Over the years, snaps of hundreds of dogs have been shared. There are plenty of regulars, and some who have become well remembered old friends.
"I have watched dogs grow up over @nonleaguedogs, notably Luna, the Scottish groundhopping golden retriever who sent me a photo from her first ever game and who now has 64 grounds under her collar," Bickerstaffe said.
"With that though comes the loss of my older regular dogs and earlier this year Dulwich Hamlet lost Doris, the faithful whippet who had been featured since the very beginning. She has now been immortalised with a mural at the ground and her owners requested the club name her favourite bin, by the burger bar, after her."
Going over old ground
And finally, keeping with the dog theme it is impossibly not to segue into a tale about the Old Spotted Dog Ground - football's oldest senior football ground in London.
Clapton FC have called it home since 1888 and for Non-League Day they are away to Hackney Wick... the side with which they share the ground.

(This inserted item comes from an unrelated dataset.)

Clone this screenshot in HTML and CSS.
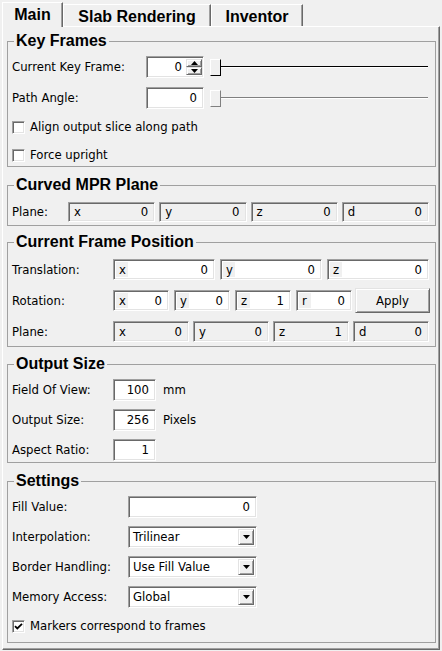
FILE: index.html
```html
<!DOCTYPE html>
<html>
<head>
<meta charset="utf-8">
<link rel="stylesheet" href="styles.css">
</head>
<body>
<div class="tabs">
  <div class="tab tab-main active">Main</div>
  <div class="tab tab-slab">Slab Rendering</div>
  <div class="tab tab-inv">Inventor</div>
</div>
<div class="pane">
  <fieldset class="group g-key">
    <legend>Key Frames</legend>
    <div class="row r-h22">
      <span class="label">Current Key Frame:</span>
      <div class="field sunk spin">
        <span class="val">0</span>
        <div class="spinbtns">
          <span class="sb raised"><svg width="7" height="4" viewBox="0 0 7 4"><path d="M3.5 0L7 4H0z"/></svg></span>
          <span class="sb raised"><svg width="7" height="4" viewBox="0 0 7 4"><path d="M0 0h7L3.5 4z"/></svg></span>
        </div>
      </div>
      <div class="slider focused"><span class="handle"></span><span class="groove"></span></div>
    </div>
    <div class="row r-h22 mt9">
      <span class="label">Path Angle:</span>
      <div class="field sunk edit w58"><span class="val">0</span></div>
      <div class="slider"><span class="handle"></span><span class="groove"></span></div>
    </div>
    <div class="row r-h18 mt9">
      <span class="check sunk"></span><span>Align output slice along path</span>
    </div>
    <div class="row r-h18 mt10">
      <span class="check sunk"></span><span>Force upright</span>
    </div>
  </fieldset>

  <fieldset class="group g-mpr">
    <legend>Curved MPR Plane</legend>
    <div class="row r-h20">
      <span class="label">Plane:</span>
      <div class="vgroup g4">
        <div class="vf sunk ro"><span class="vl">x</span><span class="vv">0</span></div>
        <div class="vf sunk ro"><span class="vl">y</span><span class="vv">0</span></div>
        <div class="vf sunk ro"><span class="vl">z</span><span class="vv">0</span></div>
        <div class="vf sunk ro"><span class="vl">d</span><span class="vv">0</span></div>
      </div>
    </div>
  </fieldset>

  <fieldset class="group g-pos">
    <legend>Current Frame Position</legend>
    <div class="row r-h21">
      <span class="label">Translation:</span>
      <div class="vgroup g5">
        <div class="vf sunk"><span class="vl">x</span><span class="vv">0</span></div>
        <div class="vf sunk"><span class="vl">y</span><span class="vv">0</span></div>
        <div class="vf sunk"><span class="vl">z</span><span class="vv">0</span></div>
      </div>
    </div>
    <div class="row r-h25 mt8">
      <span class="label">Rotation:</span>
      <div class="vgroup g5 rot">
        <div class="vf sunk"><span class="vl">x</span><span class="vv">0</span></div>
        <div class="vf sunk"><span class="vl">y</span><span class="vv">0</span></div>
        <div class="vf sunk"><span class="vl">z</span><span class="vv">1</span></div>
        <div class="vf sunk"><span class="vl">r</span><span class="vv">0</span></div>
      </div>
      <div class="button raised">Apply</div>
    </div>
    <div class="row r-h21 mt8">
      <span class="label">Plane:</span>
      <div class="vgroup g4">
        <div class="vf sunk ro"><span class="vl">x</span><span class="vv">0</span></div>
        <div class="vf sunk ro"><span class="vl">y</span><span class="vv">0</span></div>
        <div class="vf sunk ro"><span class="vl">z</span><span class="vv">1</span></div>
        <div class="vf sunk ro"><span class="vl">d</span><span class="vv">0</span></div>
      </div>
    </div>
  </fieldset>

  <fieldset class="group g-out">
    <legend>Output Size</legend>
    <div class="row r-h22">
      <span class="label">Field Of View:</span>
      <div class="field sunk edit w43"><span class="val">100</span></div>
      <span class="suffix">mm</span>
    </div>
    <div class="row r-h22 mt8">
      <span class="label">Output Size:</span>
      <div class="field sunk edit w43"><span class="val">256</span></div>
      <span class="suffix">Pixels</span>
    </div>
    <div class="row r-h22 mt8">
      <span class="label">Aspect Ratio:</span>
      <div class="field sunk edit w43"><span class="val">1</span></div>
    </div>
  </fieldset>

  <fieldset class="group g-set">
    <legend>Settings</legend>
    <div class="row r-h22">
      <span class="label">Fill Value:</span>
      <div class="field sunk edit w129"><span class="val">0</span></div>
    </div>
    <div class="row r-h22 mt8">
      <span class="label">Interpolation:</span>
      <div class="combo sunk"><span class="ctext">Trilinear</span><span class="cbtn raised"><svg width="7" height="4" viewBox="0 0 7 4"><path d="M0 0h7L3.5 4z"/></svg></span></div>
    </div>
    <div class="row r-h22 mt8">
      <span class="label">Border Handling:</span>
      <div class="combo sunk"><span class="ctext">Use Fill Value</span><span class="cbtn raised"><svg width="7" height="4" viewBox="0 0 7 4"><path d="M0 0h7L3.5 4z"/></svg></span></div>
    </div>
    <div class="row r-h22 mt8">
      <span class="label">Memory Access:</span>
      <div class="combo sunk"><span class="ctext">Global</span><span class="cbtn raised"><svg width="7" height="4" viewBox="0 0 7 4"><path d="M0 0h7L3.5 4z"/></svg></span></div>
    </div>
    <div class="row r-h18 mt9">
      <span class="check sunk"><svg width="9" height="9" viewBox="0 0 9 9"><path d="M1 4.2l2.3 2.3L8 1.8" fill="none" stroke="#000" stroke-width="1.8"/></svg></span><span>Markers correspond to frames</span>
    </div>
  </fieldset>
</div>
</body>
</html>
```

FILE: styles.css
```css
* { box-sizing: border-box; }

body {
  margin: 0;
  width: 442px;
  height: 651px;
  overflow: hidden;
  background: #f0f0f0;
  color: #000;
  font-family: "DejaVu Sans", sans-serif;
  font-size: 11.7px;
}

/* Tabs */
.tabs {
  display: flex;
  align-items: flex-end;
  height: 26px;
  padding-left: 2px;
}
.tab {
  height: 22px;
  padding-top: 2px;
  display: flex;
  justify-content: center;
  align-items: center;
  font: bold 16px "Liberation Sans", Arial, sans-serif;
  border-top: 1px solid #fff;
  border-left: 1px solid #fff;
  border-right: 1px solid #696969;
  box-shadow: inset -1px 0 0 #a0a0a0;
}
.tab-main { width: 61px; }
.tab-slab { width: 148px; }
.tab-inv { width: 92px; }
.tab.active {
  position: relative;
  z-index: 1;
  height: 25px;
  margin-bottom: -1px;
  padding-top: 0;
  background: #f0f0f0;
}

/* Pane */
.pane {
  margin: 0 2px 1px 2px;
  height: 624px;
  border: 1px solid;
  border-color: #fff #696969 #696969 #fff;
  box-shadow: inset -1px -1px 0 #a0a0a0;
  padding: 5px 3px 0 4px;
}

/* Group boxes */
.group {
  margin: 0;
  min-width: 0;
  border: 1px solid #a0a0a0;
  padding: 6px 6px 2px 4px;
}
.group legend {
  margin-left: 2px;
  padding: 0 2px;
  height: 18px;
  font: bold 16px/18px "Liberation Sans", Arial, sans-serif;
}
.g-mpr { margin-top: 9px; padding-top: 8px; padding-bottom: 3px; }
.g-pos { margin-top: 7px; padding-top: 8px; padding-bottom: 4px; }
.g-out { margin-top: 8px; padding-top: 6px; padding-bottom: 1px; }
.g-set { margin-top: 9px; padding-top: 6px; padding-bottom: 7px; }

.g-key .label { width: 134px; }
.g-mpr .label { width: 56px; }
.g-pos .label { width: 101px; }
.g-out .label { width: 101px; }
.g-set .label { width: 116px; }

.row { display: flex; align-items: center; }
.r-h18 { height: 18px; }
.r-h20 { height: 20px; }
.r-h21 { height: 21px; }
.r-h22 { height: 22px; }
.r-h25 { height: 25px; }
.mt8 { margin-top: 8px; }
.mt9 { margin-top: 9px; }
.mt10 { margin-top: 10px; }

.label { flex: none; white-space: nowrap; }

/* 3D borders */
.sunk {
  border: 1px solid;
  border-color: #a0a0a0 #fff #fff #a0a0a0;
  box-shadow: inset 1px 1px 0 #696969, inset -1px -1px 0 #e3e3e3;
}
.raised {
  background: #f0f0f0;
  border: 1px solid;
  border-color: #e3e3e3 #696969 #696969 #e3e3e3;
  box-shadow: inset 1px 1px 0 #fff, inset -1px -1px 0 #a0a0a0;
}

/* Line edits */
.field {
  flex: none;
  height: 22px;
  display: flex;
  align-items: center;
  background: #fff;
}
.field .val { flex: 1; text-align: right; padding-right: 6px; }
.w58 { width: 58px; }
.w43 { width: 43px; }
.w129 { width: 129px; }
.suffix { margin-left: 7px; }

.spin { width: 58px; padding: 2px 1px 2px 0; }
.spin .val { padding-right: 4px; }
.spinbtns {
  width: 16px;
  height: 100%;
  display: flex;
  flex-direction: column;
}
.sb {
  flex: 1;
  display: flex;
  align-items: center;
  justify-content: center;
}
.sb svg { width: 7px; height: 4px; }

/* Slider */
.slider {
  flex: 1;
  height: 17px;
  margin-left: 6px;
  margin-right: 1px;
  display: flex;
  align-items: center;
}
.handle {
  flex: none;
  width: 11px;
  height: 17px;
  background: #f0f0f0;
  border: 1px solid;
  border-color: #fff #808080 #808080 #fff;
}
.groove {
  flex: 1;
  height: 2px;
  border-top: 1px solid #808080;
  border-bottom: 1px solid #fff;
}
.slider.focused .handle { border-right-color: #000; border-bottom-color: #000; }
.slider.focused .groove { border-top-color: #000; }

/* Check boxes */
.check {
  flex: none;
  width: 13px;
  height: 13px;
  margin-right: 5px;
  background: #fff;
  display: flex;
  align-items: center;
  justify-content: center;
}

/* Vector fields */
.vgroup { display: flex; gap: 4px; flex: 1; height: 100%; }
.g5 { gap: 5px; }
.vgroup.rot { flex: none; width: 239px; align-items: center; }
.vf {
  flex: 1;
  min-width: 0;
  display: flex;
  align-items: center;
  background: #fff;
  padding: 2px 1px 2px 2px;
  height: 100%;
}
.r-h25 .vf { height: 21px; }
.vf .vl {
  flex: none;
  width: 12px;
  height: 100%;
  padding-left: 3px;
  display: flex;
  align-items: center;
  background: #f0f0f0;
}
.vf .vv { flex: 1; text-align: right; padding-right: 5px; }
.vf.ro { background: #f0f0f0; }

.button {
  flex: none;
  width: 75px;
  height: 25px;
  margin-left: 3px;
  margin-right: 1px;
  display: flex;
  align-items: center;
  justify-content: center;
}

/* Combos */
.combo {
  flex: none;
  width: 129px;
  height: 22px;
  display: flex;
  align-items: stretch;
  background: #fff;
  padding: 2px;
}
.ctext { flex: 1; display: flex; align-items: center; padding-left: 2px; }
.cbtn {
  flex: none;
  width: 16px;
  display: flex;
  align-items: center;
  justify-content: center;
}
```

On the subject of old grounds, Maidenhead United are also worthy of a mention on account of their home, York Road, being recognised by Fifa as "the oldest senior football ground continuously used by the same club" in the world.
The Magpies have been playing on the same site since 1871, a record-breaking 146 years.
They are a club with a long history, having been one of the original 15 entrants for the first FA Cup in 1871-72, and even reached the last four of the competition the following year.
But the 4,000-capacity stadium has played host to some of the most momentous games in its history in recent months, after the club reached the National League, their greatest achievement in the modern era.
Led by the flat-cap wearing Alan Devonshire, an FA Cup winner with West Ham in 1980, they have been the shock package of the division so far. Their semi-professional players have stunned former league teams Hartlepool and Tranmere, and knocked then table toppers Sutton United off their perch too to leave them amongst the play-off chasing sides in the fifth tier with a quarter of the season gone.